There are several limitations in the traditional cellular architecture. First, each BTS is costly to build and operate. Moore's law helps reduce the size and power of an electrical system, but the supporting facilities of the BTS are not improved quite as well. Second, when more BTS are added to a system to improve its capacity, interference among BTS is more severe as BTS are closer to each other and more of them are using the same frequency. Third, because users are mobile, the traffic of each BTS fluctuates (called 'tide effect'), and as a result, the average utilization rate of individual BTS is pretty low. However, these processing resources cannot be shared with other BTS. Therefore, all BTS are designed to handle the maximum traffic, not average traffic, resulting in a waste of processing resources and power at idle times.

==Evolution of base station architecture==
===All-in-one macro base station===

In the 1G and 2G cellular networks, base stations had an all-in-one architecture. Analog, digital, and power functions were housed in a single cabinet as large as a refrigerator. Usually the base station cabinet was placed in a dedicated room along with all necessary supporting facilitates such as power, backup battery, air conditioning, environment surveillance, and backhaul transmission equipment. The RF signal is generated by the base station RF unit and propagates through pairs of RF cables up to the antennas on the top of a base station tower or other mounting points. This all-in-one architecture was mostly found in macro cell deployments.

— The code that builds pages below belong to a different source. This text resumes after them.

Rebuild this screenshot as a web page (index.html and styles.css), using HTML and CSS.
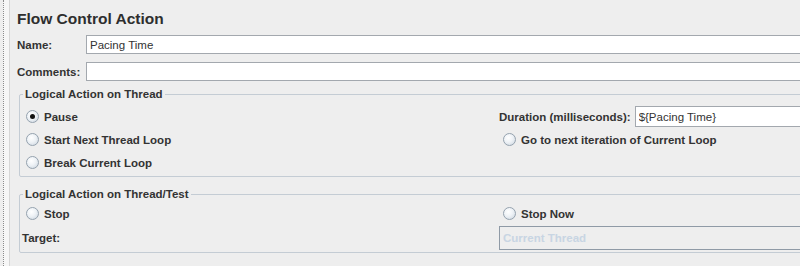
FILE: index.html
```html
<!DOCTYPE html>
<html lang="en">
<head>
    <meta charset="UTF-8">
    <title>Flow Control Action</title>
    <link rel="stylesheet" href="styles.css">
</head>
<body>
    <div class="frame">
        <div class="gutter"></div>
        <div class="panel">
            <div class="title">Flow Control Action</div>

            <div class="field-row">
                <label class="field-label">Name:</label>
                <input class="text-input" type="text" value="Pacing Time">
            </div>
            <div class="field-row">
                <label class="field-label">Comments:</label>
                <input class="text-input" type="text" value="">
            </div>

            <!-- Logical action on thread -->
            <fieldset class="group">
                <legend>Logical Action on Thread</legend>
                <div class="group-grid">
                    <label class="radio"><span class="dot checked"></span>Pause</label>
                    <div class="duration">
                        <span class="bold-label">Duration (milliseconds):</span>
                        <input class="text-input tall" type="text" value="${Pacing Time}">
                    </div>
                    <label class="radio"><span class="dot"></span>Start Next Thread Loop</label>
                    <label class="radio"><span class="dot"></span>Go to next iteration of Current Loop</label>
                    <label class="radio"><span class="dot"></span>Break Current Loop</label>
                    <div></div>
                </div>
            </fieldset>

            <!-- Logical action on thread/test -->
            <fieldset class="group second">
                <legend>Logical Action on Thread/Test</legend>
                <div class="group-grid target-grid">
                    <label class="radio"><span class="dot"></span>Stop</label>
                    <label class="radio"><span class="dot"></span>Stop Now</label>
                    <span class="bold-label target">Target:</span>
                    <div class="target-box">Current Thread</div>
                </div>
            </fieldset>
        </div>
    </div>
</body>
</html>
```

FILE: styles.css
```css
body {
    margin: 0;
    background-color: #eeeeee;
    font-family: Arial, "Liberation Sans", sans-serif;
    color: #333;
    overflow: hidden;
}
.frame {
    display: flex;
    width: 860px;
    height: 266px;
}
.gutter {
    width: 5px;
    margin-left: 3px;
    border-left: 1px dotted #8a8a8a;
    border-right: 1px solid #d6d6d6;
    background-color: #f6f6f6;
}
.panel {
    flex: 1;
    padding: 10px 0 0 7px;
}
.title {
    font-size: 15.5px;
    font-weight: bold;
    line-height: 18px;
    margin-bottom: 7px;
    color: #2e2e2e;
}
.field-row {
    display: flex;
    align-items: center;
    margin-bottom: 8px;
}
.field-label {
    width: 69px;
    font-size: 11.5px;
    font-weight: bold;
}
.text-input {
    flex: 1;
    height: 19px;
    box-sizing: border-box;
    border: 1px solid #a3a8ae;
    background-color: #fff;
    padding: 0 3px;
    font-family: Arial, "Liberation Sans", sans-serif;
    font-size: 11.5px;
    color: #333;
    outline: none;
}
.text-input.tall {
    height: 21px;
}
/* Group boxes */
.group {
    margin: -2px 0 0 2px;
    padding: 4px 0 2px 2px;
    border: 1px solid #c4ccd4;
    border-radius: 2px;
}
.group.second {
    margin-top: 10px;
    padding-top: 1px;
    padding-bottom: 1px;
}
.group legend {
    font-size: 11.5px;
    font-weight: bold;
    line-height: 14px;
    padding: 0 2px;
    margin-left: 1px;
}
.group-grid {
    display: grid;
    grid-template-columns: 477px 1fr;
    grid-auto-rows: 23px;
    align-items: center;
}
.target-grid {
    grid-template-rows: 23px 26px;
}
.radio {
    display: flex;
    align-items: center;
    font-size: 11.5px;
    font-weight: bold;
}
.dot {
    width: 11px;
    height: 11px;
    margin: 0 5px 0 4px;
    border: 1px solid #95a2ae;
    border-radius: 50%;
    background: radial-gradient(circle at 40% 35%, #ffffff 0%, #eef2f6 45%, #c9d3dd 100%);
    position: relative;
}
.dot.checked::after {
    content: "";
    position: absolute;
    left: 3px;
    top: 3px;
    width: 5px;
    height: 5px;
    border-radius: 50%;
    background-color: #111;
}
.bold-label {
    font-size: 11.5px;
    font-weight: bold;
}
.duration {
    display: flex;
    align-items: center;
    gap: 4px;
}
.target-box {
    align-self: start;
    margin-top: 1px;
    height: 24px;
    box-sizing: border-box;
    border: 1px solid #8f9aa6;
    padding: 0 3px;
    display: flex;
    align-items: center;
    font-size: 11.5px;
    font-weight: bold;
    color: #c8d5e3;
}
```
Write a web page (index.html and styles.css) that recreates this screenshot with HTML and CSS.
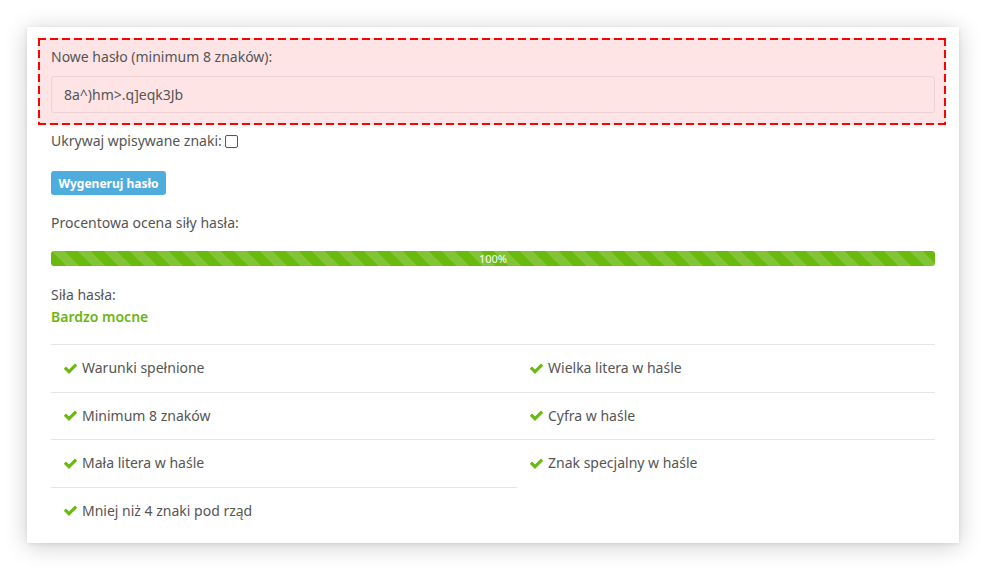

===Distributed base station===

For 3G, a distributed base station architecture was introduced by Ericsson, Nokia, Huawei, and other leading telecom equipment vendors. In this architecture the radio function unit, also known as the remote radio head (RRH), is separated from the digital function unit, or baseband unit (BBU) by fiber. Digital baseband signals are carried over fiber, using the Open Base Station Architecture Initiative (OBSAI) or Common Public Radio Interface (CPRI) standard. The RRH can be installed on the top of tower close to the antenna, reducing the loss compared to the traditional base station where the RF signal has to travel through a long cable from the base station cabinet to the antenna at the top of the tower. The fiber link between RRH and BBU also allows more flexibility in network planning and deployment as they can be placed a few hundred meters or a few kilometers away. Most modern base stations now use this decoupled architecture.

===C-RAN/Cloud-RAN===

C-RAN may be viewed as an architectural evolution of the above distributed base station system. It takes advantage of many technological advances in wireless, optical and IT communications systems. For example, it uses the latest CPRI standard, low cost Coarse or Dense Wavelength Division Multiplexing (CWDM/ DWDM) technology, and mmWave to allow transmission of baseband signal over long distance thus achieving large scale centralised base station deployment. It applies recent Data Centre Network technology to allow a low cost, high reliability, low latency and high bandwidth interconnect network in the BBU pool. It utilizes open platforms and real-time virtualization technology rooted in cloud computing to achieve dynamic shared resource allocation and support multi-vendor, multi-technology environments.

==Architecture overview==
C-RAN architecture has the following characteristics that are distinct from other cellular architectures:

1. Large scale centralized deployment: Allows many RRHs to connect to a centralized BBU pool. The maximum distance can be 20km in fiber link for 4G (LTE/LTE-A) systems, and even longer distances (40~80km) for 3G (WCDMA/TD-SCDMA) and 2G (GSM/CDMA) systems.
2. Native support to Collaborative Radio technologies: Any BBU can talk with any other BBU within the BBU pool with very high bandwidth (10 Gbit/s and above) and low latency (10 μs level). This is enabled by the interconnection of BBUs in the pool. This is one major difference from BBU Hotelling, or base station Hotelling; in the latter case, the BBUs of different base stations are simply stacked together and have no direct link between them to allow physical layer co-ordination.
3. Real-time virtualization capability based on open platform: This is different from traditional base stations built on proprietary hardware, where the software and hardware are close-sourced and provided by single vendors. In contrast, a C-RAN BBU pool is built on open hardware, like x86/ARM CPU based servers, and interface cards that handle fiber links to RRHs and inter-connections in the pool. Real-time virtualization ensures that resources in the pool can be allocated dynamically to base station software stacks, say 4G/3G/2G function modules from different vendors, according to network load. However, to satisfy the strict timing requirements of wireless communication systems, the real-time performance for C-RAN is at the level of tens of microseconds, which is two orders of magnitude better than the millisecond level 'real-time' performance usually seen in Cloud Computing environments.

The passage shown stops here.